A woeful run of results was topped off with the poison cherry that was our 8-2 defeat to Manchester United, a farce of performance that was sandwiched between Fabregas and Nasri’s exits and the arrival of our super quintet of new superstars.
Our new players took time to settle and consistency was hard to find, a 4-3 defeat to Blackburn summed up our struggle to recover, and a fourth place finish looked, for some time, an impossibility.
On a personal level Arsenal’s rollercoaster start to the season was given an extra loop-the-loop by my move back from Berlin to Australia and a level of work commitment that has meant I’ve missed my fair share of games this season — around five or six — something that my year-ago self would have deemed as unlikely and perhaps even unacceptable.
I may not have written much but nevertheless I have seen enough to be positively thrilled with the way Arsené Wenger and his new-look team has turned things around.
It is no secret that Wenger has adopted a new style of play this season, based more around lighting-pace up front then tippy-tappy possession football. Nasri has been replaced by the pacey and unpredictable Gervinho, a player that causes his fair share of trouble even on a bad day, while Theo Walcott’s continued improvement has seen him emerge as an effective player down the right.

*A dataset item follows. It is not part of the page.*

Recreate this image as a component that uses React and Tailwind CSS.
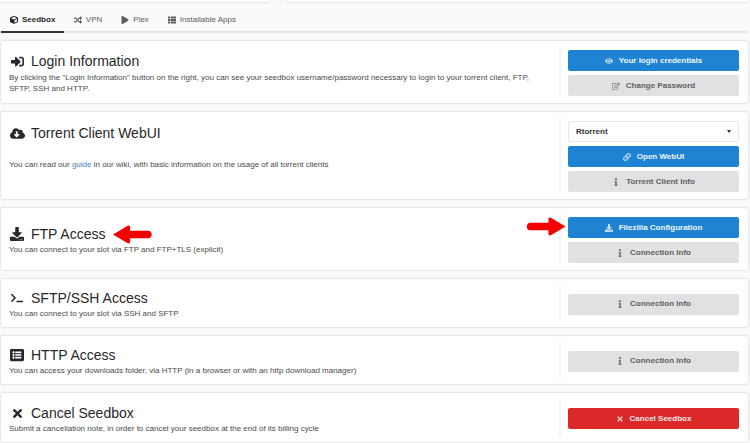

The pair have worked delightfully with the incomparable Robin van Persie, their cohesion helping to push the Dutchman into the record books with a string of goal-scoring performances. He has been absolutely superb, our new captain, but without the support from his two wingers the goals would not be flowing as freely as they are.

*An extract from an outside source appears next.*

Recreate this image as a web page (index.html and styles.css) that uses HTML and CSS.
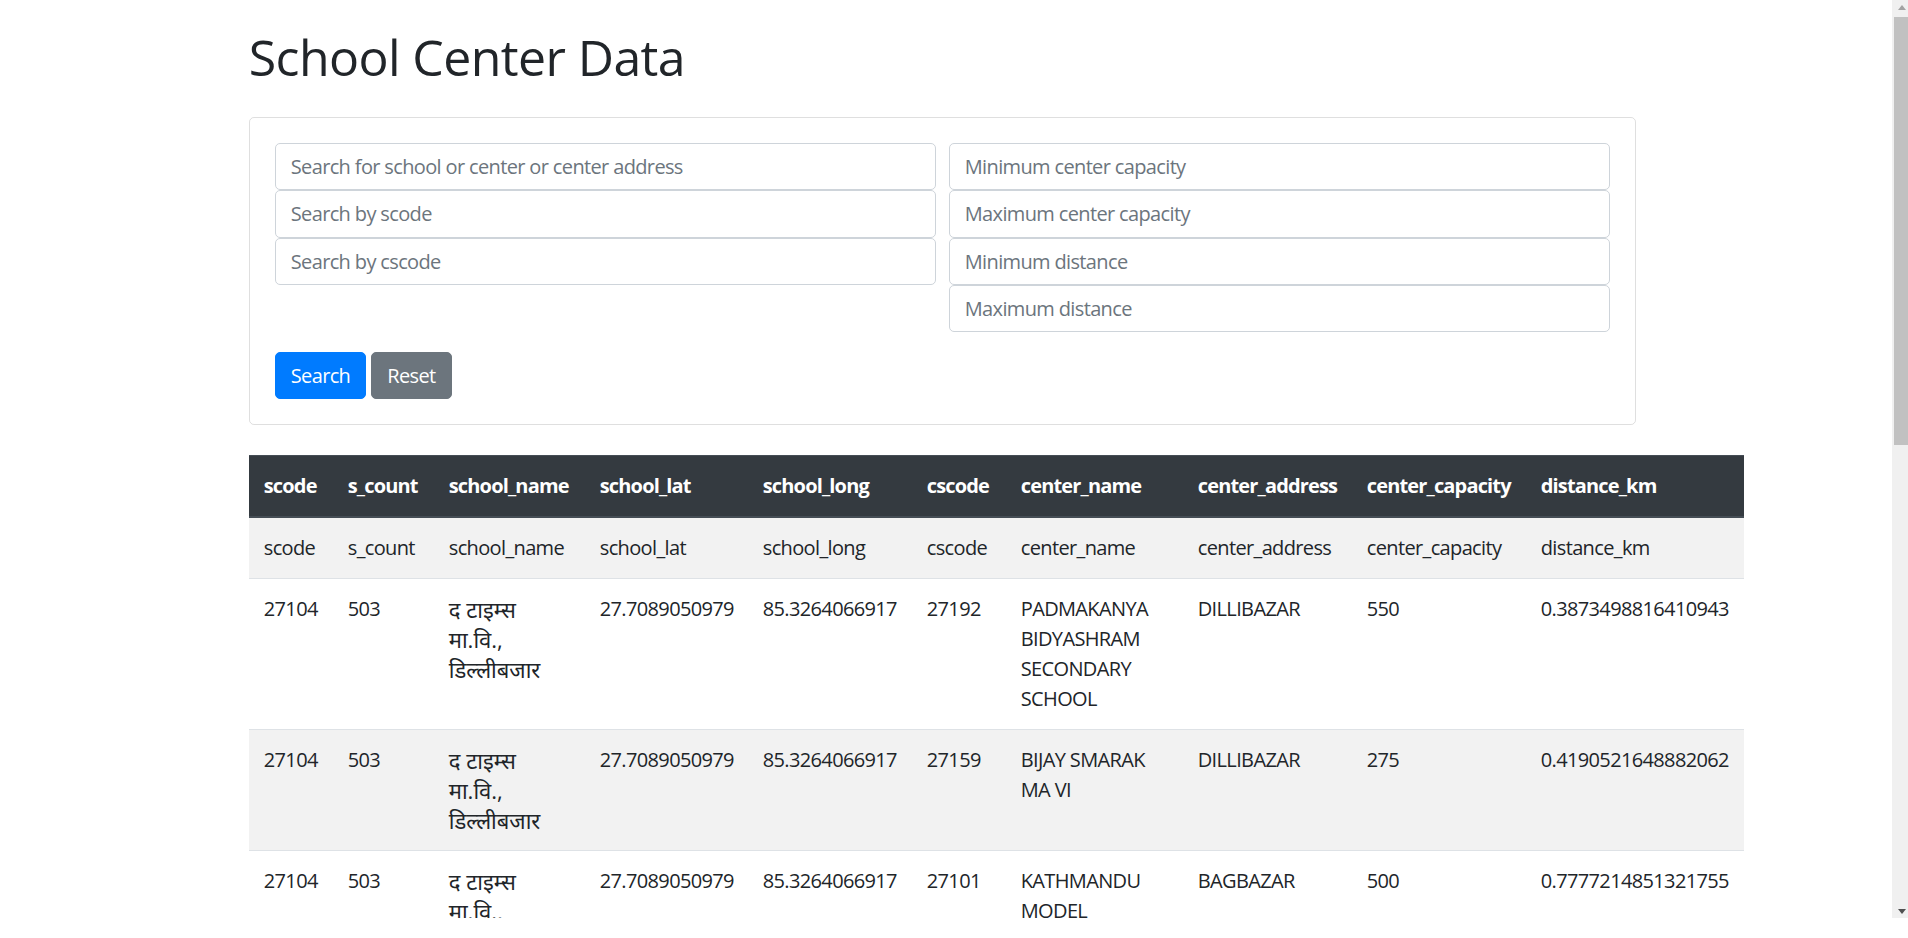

Any fears that Gervinho’s absence during the African Cup of Nations could prove decisive have been alleviated by the emergence of the brave, cock-sure Alex Oxlade-Chamberlain. Wenger has set The Ox free in fits and starts this season but the intent is surely there to have him prepared to play a starring role when Gervinho is unvailable.
In midfield Wilshere’s unfortunate injury added stress to Cesc’s unfortunate exit, but Alex Song, Mikel Arteta and Aaron Ramsey have formed an excellent midfield triangle that has improved with each performance.
Song’s development into a midfield beast is almost complete — I wouldn’t trade him for any other defensive-midfielder in the country — while Arteta’s terrific technique has allowed him to become the unspectacular cog that has freed up Aaron Ramsay. The Welsh captain, who has recovered delightfully from his broken leg, has taken on the role of our most creative midfielder, combining excellent passing with a happy knack for pushing into the opposition box at the right time.
The biggest changes have come at the back though, where the arrivals of Per Mertesacker, Andre Santos and Carl Jenkinson have been mixed with the return of Thomas Vermaelen and shaken and stirred with injuries to Kieran Gibbs and Bacary Sagna. It has meant oodles of different back-four combinations but nevertheless the result have been clear: a solid and steady improvement in function, cohesion and above all, goals conceded as the season has moved forward.
Vermaelen’s return has lifted the heart of every Arsenal supporter — he is a player that nobody, not even opponents, could possibly dislike — lion-hearted, brave and committed. He is a leader and the impact of his presence at the back cannot be understated.
But the supporting cast have chipped in ably too. Koscielny has developed into a superb tackling defender, combining excellent anticipation with a new-found sense of positioning while Mertesacker, who has been criticised for being too slow and reactionary, has actually been rather good. The German is a calm, organised presence at the back and his influence on the back four as a unit has outweighed his occasional lapses in one-on-one situations.
An injury to Andre Santos picked up mid-week in Greece will provide a new challenge four our versatile defenders. Vermaelen will likely slip into left back, Koscielny and Mertesacker will play through the middle and Johan Djourou, who has been understandingly unpredictable in his fractured appearances, will slot in on the right.
For the next couple of games it seems we will playing with four centre-backs across the back four, an amazing situation. But I daresay no Arsenal fans will be too concerned: this group of players have come a long way and, for the first time since the arrival of our transfer deadline day quintet, look and play like a real unit.
It has undoubtedly helped to have a goalkeeper with the quality and temperament of that man Wojciech Szczesny behind them. It is hard to believe that this time last season he was only the fourth-choice goalkeeper at Arsenal. Now he is our undisputed Number One, as important a player to us as van Persie and Vermaelen with the way that he commands his penalty area, takes the pressure of his defenders and bounces back immediately from mistakes.
I believe this group of players, and in particular our wonderful manager, deserve huge congratulations for the way they have recovered from the poor start, banded together, and produced such an excellent run of results. From hovering above the relegation places to fifth place, just two points off Chelsea in fourth, is an astonishing turnaround from the shenanigans that plagued the opening month of the season.
Not to mention our qualification as group leaders in the Champions League, a competition that may yet open up kindly for us with the exits of Manchester United and City (heh).
So I encourage you to pause for a moment, appreciate what our team has done, and enjoy what is yet to come.